Parmi les histoires qui composent ce volume d'anthologies de contes fantastiques de BALZAC, je retiens tout particulièrement "L'élixir de longue vie", avec son final gore qui évoque un Evil Dead ; les "Aventures administratives d'une idée heureuse" et "Les martyres ignorés" .
"L'élixir" est une variation baroque, grotesque et hardie sur le thème de Don Juan dont je recommande la lecture.
Les "Aventures" et "Les martyres" retiendront un peu plus mon attention.

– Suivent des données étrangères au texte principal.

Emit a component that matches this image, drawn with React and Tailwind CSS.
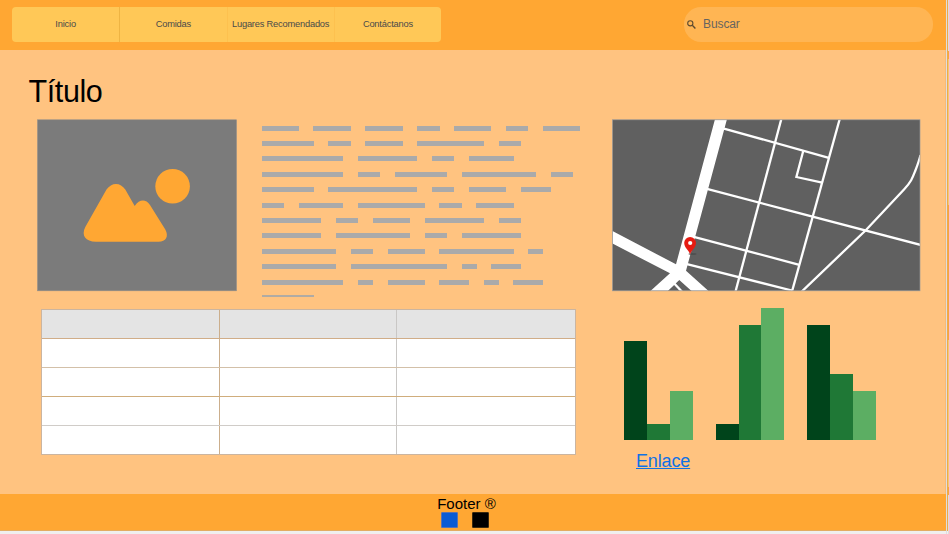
import React from "react";

const NAV = ["Inicio", "Comidas", "Lugares Recomendados", "Contáctanos"];

// Word lengths, in characters, for every line of placeholder text.
const LINES = [
  [5, 5, 5, 3, 5, 3, 5],
  [7, 3, 5, 9, 3],
  [11, 8, 3, 6],
  [11, 3, 7, 10, 3],
  [7, 12, 3, 5, 4],
  [3, 6, 9, 3, 5],
  [8, 3, 5, 8, 3],
  [8, 10, 3, 8],
  [10, 3, 5, 10, 2],
  [10, 13, 2, 4],
  [11, 2, 5, 4, 2, 4],
];
const CHAR = 7.41;

const GROUPS = [
  [6, 1, 3],
  [1, 7, 8],
  [7, 4, 3],
];
const GREENS = ["bg-[#00441b]", "bg-[#1f7836]", "bg-[#5cae63]"];
const ROW_LINES = [
  "border-b border-[#d0ad88]",
  "border-b border-[#d3c0a8]",
  "border-b border-[#d0ad7c]",
  "border-b border-[#d0ccc8]",
  "",
];

function Header() {
  return (
    <header className="flex h-[50px] items-start justify-between bg-[#ffa733] pt-[7px] pr-[13px] pl-3">
      <nav className="flex h-[35px] w-[429px] overflow-hidden rounded-[4px] bg-[#ffc857]">
        {NAV.map((label, i) => (
          <a
            key={label}
            className={
              "flex w-[107.25px] items-center justify-center text-[9.3px] leading-[11px] tracking-[-0.2px] whitespace-nowrap text-[#4a4a4a] " +
              (i === 1 ? "border-l border-[#eeb443]" : i > 1 ? "border-l border-[#fdc14f]" : "")
            }
          >
            {label}
          </a>
        ))}
      </nav>
      <div className="flex h-[35px] w-[249px] items-center rounded-[17px] bg-[#ffb553] pl-[3px]">
        <svg className="h-[9px] w-[9px]" viewBox="0 0 9 9" fill="none" stroke="#5c4a30">
          <circle cx="3.3" cy="3.3" r="2.6" strokeWidth="1.1" />
          <path d="M5.3 5.3L8.4 8.4" strokeWidth="1.4" />
        </svg>
        <span className="ml-[7px] pb-px text-[12px] tracking-[-0.1px] text-[#666460]">Buscar</span>
      </div>
    </header>
  );
}

function Picture() {
  return (
    <svg className="h-[173px] w-[200px] shrink-0" viewBox="37 119 200 173">
      <rect x="37.5" y="119.8" width="199" height="171" fill="#7b7b7b" stroke="#949089" strokeWidth="0.6" />
      <circle cx="172.6" cy="186.3" r="17.3" fill="#ffa733" />
      <path
        fill="#ffa733"
        d="M106.5 189.5C111.5 182 120.5 182 125.3 189.5L134.7 206C139.5 199 145.8 199 150 205L165.3 229.5C169 236.5 166 241.7 158.5 241.7H96C85.5 241.7 81 235.5 85.3 227Z"
      />
    </svg>
  );
}

function Paragraph() {
  return (
    <div className="ml-[24.6px] flex w-[320px] flex-col gap-[10.4px] pt-[6.6px]">
      {LINES.map((words, i) => (
        <div key={i} className="flex h-[5px] shrink-0 gap-[14.62px]">
          {words.map((n, j) => (
            <span key={j} className="shrink-0 bg-[#aaaaaa]" style={{ width: n * CHAR + 0.2 }} />
          ))}
        </div>
      ))}
      <div className="h-[2px] w-[52px] shrink-0 bg-[#b0aba4]" />
    </div>
  );
}

function Map() {
  return (
    <svg className="h-[173px] w-[309px]" viewBox="612 119 309 173">
      <defs>
        <clipPath id="frame">
          <rect x="612.5" y="119.8" width="307.5" height="171" />
        </clipPath>
      </defs>
      <rect x="612.5" y="119.8" width="307.5" height="171" fill="#606060" />
      <g clipPath="url(#frame)">
        <path
          fill="#fff"
          d="M715.3 118L727.3 118L686 270.7L710 292.3H693L679.3 280L666.5 292.3H649L670 273.3L611 242.8V230.2L676 264.3Z"
        />
        <g fill="none" stroke="#fff" strokeWidth="2.3">
          <path d="M674.3 283.5L682.5 292.3" />
          <path d="M723 128.3L828.8 157.8" />
          <path d="M706 188.6L792.5 211.4L921 245" />
          <path d="M692 236.3L799.3 264.8" />
          <path d="M685 263.6L792 290.5" />
          <path d="M781.6 118L735.3 292.3" />
          <path d="M840 118L792 291.5" />
          <path d="M803.3 150.7L796.4 177L822.2 182.7" />
          <path d="M801 292.3L866 230L904 189.5C911 182 912.5 178 915 171.5C917 166.5 919 161.5 920.5 155" />
        </g>
      </g>
      <rect x="612.5" y="119.8" width="307.5" height="171" fill="none" stroke="#999" strokeWidth="0.7" />
      <ellipse cx="692.5" cy="254" rx="4" ry="1" fill="#494949" opacity="0.7" />
      <path
        fill="#e61b12"
        d="M690.1 254C688.6 250.5 684.2 247.4 684.2 242.8A5.9 5.9 0 0 1 696 242.8C696 247.4 691.6 250.5 690.1 254Z"
      />
      <circle cx="690.2" cy="243" r="2.1" fill="#fff" />
    </svg>
  );
}

function Table() {
  return (
    <div className="mt-[17px] ml-1 flex h-[146px] w-[534.5px] flex-col border border-[#cbb5a0]">
      {ROW_LINES.map((line, r) => (
        <div
          key={r}
          className={"flex " + (r === 4 ? "h-[28px] " : "h-[29px] ") + (r === 0 ? "bg-[#e4e4e4] " : "bg-white ") + line}
        >
          <div className="w-[178px] border-r border-[#cbae8c]" />
          <div className="w-[177px] border-r border-[#c9c7c5]" />
          <div className="flex-1" />
        </div>
      ))}
    </div>
  );
}

function Chart() {
  return (
    <div className="mt-[16px] ml-[12.3px] flex h-[132px] items-end gap-[22.9px]">
      {GROUPS.map((group, g) => (
        <div key={g} className="flex items-end">
          {group.map((v, i) => (
            <div key={i} className={"w-[22.85px] " + GREENS[i]} style={{ height: v * 16.5 }} />
          ))}
        </div>
      ))}
    </div>
  );
}

export default function App() {
  return (
    <div className="flex h-[534px] w-[949px] overflow-hidden bg-[#efefef] font-['Liberation_Sans',Arial,sans-serif]">
      <div className="flex h-[531px] w-[946px] flex-col">
        <Header />
        <main className="flex h-[443.5px] flex-col border-r border-[#f6ba78] bg-[#ffc380]">
          <h1 className="mt-[24px] ml-[28.5px] h-[45px] shrink-0 text-[30.5px] leading-[35px] tracking-[-0.4px] text-black">
            Título
          </h1>
          <div className="flex pl-[37px]">
            <section className="w-[575px]">
              <div className="flex h-[173px]">
                <Picture />
                <Paragraph />
              </div>
              <Table />
            </section>
            <section className="w-[309px]">
              <Map />
              <Chart />
              <a className="mt-[10px] ml-6 inline-block text-[18px] leading-[22px] tracking-[-0.15px] text-[#1071e5] underline">
                Enlace
              </a>
            </section>
          </div>
        </main>
        <footer className="flex flex-1 flex-col items-center border-b border-[#e2ac62] bg-[#ffa733] pr-[13px] pt-[1.5px]">
          <span className="text-[15px] leading-[17px] text-black">Footer ®</span>
          <div className="mr-[3px] flex gap-[14px]">
            <span className="h-4 w-[17px] rounded-[1px] border border-[#5a72b0] bg-[#0b5bd3]" />
            <span className="h-4 w-[17px] rounded-[1px] border border-[#3a2a10] bg-black" />
          </div>
        </footer>
      </div>
      <div className="w-px bg-[#dedede]" />
      <div className="h-[531px] w-px bg-[#f0a94a]" />
      <div className="flex w-px flex-col bg-[#dfddda]">
        <div className="h-[51px]" />
        <div className="h-[8px] bg-[#f5a83f]" />
        <div className="h-[146px] bg-[#f3cb74]" />
        <div className="h-[135px] bg-[#f5a443]" />
        <div className="h-[147px] bg-[#f3cb74]" />
        <div className="h-[8px] bg-[#f5a83f]" />
      </div>
    </div>
  );
}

Dans cette oeuvre comme dans la seconde, il est question, sous une forme très "romanesque", d'âmes que l'on vole, d'idées qui se font hommes et de mots qui tuent. Ainsi par exemple cette historiette :
"Un jeune Hanovrien, venu momentanément à Londres, se plaignit à plusieurs reprises d'un vol assez bizarre. Un monsieur lui avait pris, disait-il, sa cervelle, ses idées, et les détenait dans un bocal. A Paris, personne ne se serait étonné de ces vols ; on y prend sans façon les idées des gens qui ont des idées ; seule ment, on ne les met pas en bocal, on les met en journal, en livre, en entreprises. A Londres, les gens du monde agirent comme agissent ceux de Paris ; ils se moquèrent de mon pauvre Hanovrien, mais sérieusement, à la manière anglaise. Ce jeune homme restait par suite de ce brigandage dans un état d'imbécillité, de paresse, d'ennui, de spleen qui donnait beaucoup d'inquiétudes à ses amis. Alors, il fut fait droit à ses plaintes. On le mit à l'hospice de Bedlam. Il y resta près de deux mois. Un jour, l'un des médecins les plus célèbres de Londres racontait à l'un des médecins de Bedlam qu'il venait de voir le matin l'un de leurs confrères, à moitié fou probablement, qui se livrait à des opérations chimiques sur quelques masses d'idées prises à différents individus et contenues dans des bocaux très bien étiquetés."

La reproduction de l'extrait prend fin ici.